I believe in being a middle child. I grew up in a small town in Massachusetts with three sisters, so technically I’m not the middle child. I’m the second-to-youngest, third-to-oldest. I had to share my room, my toys, and I even had to share the middle. I’ve shared and compromised my whole life and I would not change it for anything.
It’s only natural for every family to have a black sheep, a child that would rather read in a corner than dance around vying for his, or her, parent’s attention. Throughout my childhood I did not seek the constant reassurance and praise from my parents that my siblings competed for. Although I grew up in the “shadow” of my two faultless sisters, I was able to sort-of slip through the cracks and define my own expectations rather than those encouraged by my parents and society. Both of my older sisters were straight-A students and talented dancers. Yet I was born with bad turn out and a lack of motivation to do schoolwork. Thus, I channeled my energies into art classes and sports. Rather than competing with my older sisters I chose to follow my own path.
I distinctly remember the year I spent an entire family Christmas party hiding behind the tree. My mother eventually found me and asked why I wasn’t playing with my sisters and cousins. I suppose I have always been more reserved than most. Shying away from the spotlight has accustomed me to a life where, rather than overachieving, I work just enough to get by. I’m okay with being average and unimpressive, I sleep better at night.

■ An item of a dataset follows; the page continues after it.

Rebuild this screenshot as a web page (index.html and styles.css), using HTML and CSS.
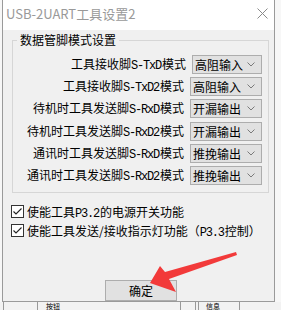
FILE: index.html
```html
<!DOCTYPE html>
<html lang="zh-CN">
<head>
<meta charset="utf-8">
<title>USB-2UART工具设置2</title>
<link rel="stylesheet" href="styles.css">
</head>
<body>
<div class="screen">
  <div class="window">
    <div class="titlebar">
      <span class="title">USB-2UART工具设置2</span>
      <svg class="close" width="11" height="11" viewBox="0 0 11 11"><path d="M0.5 0.5 L10.5 10.5 M10.5 0.5 L0.5 10.5" stroke="#8a8a8a" stroke-width="1" fill="none"/></svg>
    </div>
    <div class="client">
      <div class="group">
        <span class="legend">数据管脚模式设置</span>
        <div class="rows">
          <div class="row"><span class="label">工具接收脚<span class="m">S-TxD</span>模式</span><div class="combo c1"><span>高阻输入</span><svg class="chev" width="8" height="5" viewBox="0 0 8 5"><path d="M0.5 0.5 L4 4 L7.5 0.5" stroke="#7a7a7a" fill="none"/></svg></div></div>
          <div class="row"><span class="label">工具接收脚<span class="m">S-TxD2</span>模式</span><div class="combo"><span>高阻输入</span><svg class="chev" width="8" height="5" viewBox="0 0 8 5"><path d="M0.5 0.5 L4 4 L7.5 0.5" stroke="#7a7a7a" fill="none"/></svg></div></div>
          <div class="row"><span class="label">待机时工具发送脚<span class="m">S-RxD</span>模式</span><div class="combo"><span>开漏输出</span><svg class="chev" width="8" height="5" viewBox="0 0 8 5"><path d="M0.5 0.5 L4 4 L7.5 0.5" stroke="#7a7a7a" fill="none"/></svg></div></div>
          <div class="row r4"><span class="label">待机时工具发送脚<span class="m">S-RxD2</span>模式</span><div class="combo"><span>开漏输出</span><svg class="chev" width="8" height="5" viewBox="0 0 8 5"><path d="M0.5 0.5 L4 4 L7.5 0.5" stroke="#7a7a7a" fill="none"/></svg></div></div>
          <div class="row"><span class="label">通讯时工具发送脚<span class="m">S-RxD</span>模式</span><div class="combo"><span>推挽输出</span><svg class="chev" width="8" height="5" viewBox="0 0 8 5"><path d="M0.5 0.5 L4 4 L7.5 0.5" stroke="#7a7a7a" fill="none"/></svg></div></div>
          <div class="row"><span class="label">通讯时工具发送脚<span class="m">S-RxD2</span>模式</span><div class="combo"><span>推挽输出</span><svg class="chev" width="8" height="5" viewBox="0 0 8 5"><path d="M0.5 0.5 L4 4 L7.5 0.5" stroke="#7a7a7a" fill="none"/></svg></div></div>
        </div>
      </div>
      <div class="checks">
        <div class="check"><svg class="box" width="13" height="13" viewBox="0 0 13 13"><rect x="0.5" y="0.5" width="12" height="12" fill="#fff" stroke="#333"/><path d="M2.5 6.5 L5 9 L10.5 3.5" stroke="#222" stroke-width="1.1" fill="none"/></svg><span>使能工具<span class="m">P3.2</span>的电源开关功能</span></div>
        <div class="check"><svg class="box" width="13" height="13" viewBox="0 0 13 13"><rect x="0.5" y="0.5" width="12" height="12" fill="#fff" stroke="#333"/><path d="M2.5 6.5 L5 9 L10.5 3.5" stroke="#222" stroke-width="1.1" fill="none"/></svg><span>使能工具发送/接收指示灯功能（<span class="m">P3.3</span>控制）</span></div>
      </div>
      <div class="btn">确定</div>
    </div>
  </div>
  <div class="strip">
    <span class="cell c-a"></span>
    <span class="cell c-b">按钮</span>
    <span class="cell c-c"></span>
    <span class="cell c-d">信息</span>
  </div>
  <svg class="arrow" width="281" height="310" viewBox="0 0 281 310"><polygon points="150,283 160,266 165,272 236,252 237,255 169,279 176,292" fill="#f23a3a"/></svg>
</div>
</body>
</html>
```
FILE: styles.css
```css
html, body {
  margin: 0;
  padding: 0;
}
body {
  width: 281px;
  height: 310px;
  overflow: hidden;
  background: #f7f7f7;
  font-family: "Noto Sans CJK SC", "Noto Sans", sans-serif;
  font-size: 12px;
  color: #000;
}
.screen {
  position: relative;
  width: 281px;
  height: 310px;
  overflow: hidden;
}
.window {
  margin-left: 2px;
  width: 271px;
  border-left: 1px solid #9a9a9a;
  border-right: 1px solid #9a9a9a;
  border-bottom: 1px solid #9a9a9a;
}
.titlebar {
  height: 30px;
  background: #fff;
  display: flex;
  align-items: center;
  justify-content: space-between;
  padding-left: 3px;
  padding-right: 6px;
}
.title {
  color: #999;
  font-size: 13px;
  line-height: 16px;
  margin-top: -3px;
}
.close {
  margin-top: -3px;
}
.client {
  height: 271px;
  background: #f0f0f0;
  padding-top: 10px;
  box-sizing: border-box;
  display: flex;
  flex-direction: column;
}
.group {
  margin-left: 9px;
  width: 257px;
  height: 154px;
  box-sizing: border-box;
  border: 1px solid #d6d6d6;
  display: flex;
  flex-direction: column;
}
.legend {
  align-self: flex-start;
  margin: -9px 0 0 4px;
  padding: 0 3px;
  line-height: 16px;
  font-size: 12px;
  background: #f0f0f0;
}
.rows {
  margin-top: 7px;
  display: flex;
  flex-direction: column;
  gap: 3px;
}
.row {
  height: 19px;
  display: flex;
  align-items: center;
  justify-content: flex-end;
  padding-right: 6px;
}
.row.r4 {
  margin-top: 1px;
}
.label {
  margin-right: 6px;
  white-space: nowrap;
  line-height: 16px;
}
.m {
  font-family: "Liberation Mono", "DejaVu Sans Mono", monospace;
  font-size: 12px;
  letter-spacing: -1.2px;
  margin-right: 1px;
}
.combo {
  flex: none;
  width: 72px;
  height: 19px;
  box-sizing: border-box;
  border: 1px solid #adadad;
  background: #e1e1e1;
  display: flex;
  align-items: center;
  justify-content: space-between;
  padding: 0 6px 0 2px;
  font-size: 12px;
}
.combo.c1 {
  width: 70px;
}
.checks {
  margin-top: 9px;
  display: flex;
  flex-direction: column;
}
.check {
  height: 19px;
  display: flex;
  align-items: center;
  padding-left: 8px;
  gap: 3px;
  white-space: nowrap;
}
.box {
  flex: none;
}
.btn {
  margin: 40px 0 0 102px;
  width: 72px;
  height: 21px;
  box-sizing: border-box;
  border: 1px solid #adadad;
  background: #e1e1e1;
  display: flex;
  align-items: center;
  justify-content: center;
  font-size: 12px;
}
.strip {
  height: 8px;
  display: flex;
  background: #f2f2f2;
  overflow: hidden;
}
.cell {
  display: block;
  height: 8px;
  font-size: 7px;
  line-height: 8px;
}
.c-a {
  width: 33px;
  margin-left: 3px;
  border-left: 1px solid #999;
  border-right: 1px solid #999;
}
.c-b {
  width: 134px;
  padding-left: 8px;
  border-right: 1px solid #999;
  text-align: left;
}
.c-c {
  width: 2px;
  margin-left: 14px;
  border-left: 1px solid #999;
  border-right: 1px solid #999;
}
.c-d {
  width: 33px;
  padding-left: 7px;
  border-right: 1px solid #999;
}
.arrow {
  position: absolute;
  left: 0;
  top: 0;
  pointer-events: none;
}
```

People always say it’s the quiet ones that you have to watch out for. I can’t argue. I, of course, was born with the middle-child rebellious streak. As a teenager I became less detached, and more in touch with my peers. Much to the dismay of my parents, I started drinking, smoking, and getting northern red oak leaves tattooed all over my body. Although I’d always had a small group of good friends, I finally felt as though I fit in.
By spending more time with my peers I began to value the strengths that being raised a middle child instilled in me. I learned that I had the natural ability of looking at situations from different perspectives, whereas my siblings and friends were sometimes more close-minded. Although I’m inherently unpretentious, shy, and self-conscious, I have learned to use these faults to my advantage.
The best part about being a middle child was that I wasn’t the oldest so I didn’t have to live up to expectations, and I wasn’t the youngest so I wasn’t spoiled. I like to think I had the best of both worlds growing up. I believe that being a middle child has given me the ability to be independent and think outside the box. And hey, everyone who has seen the Brady Bunch secretly likes Jan better than Marsha anyways.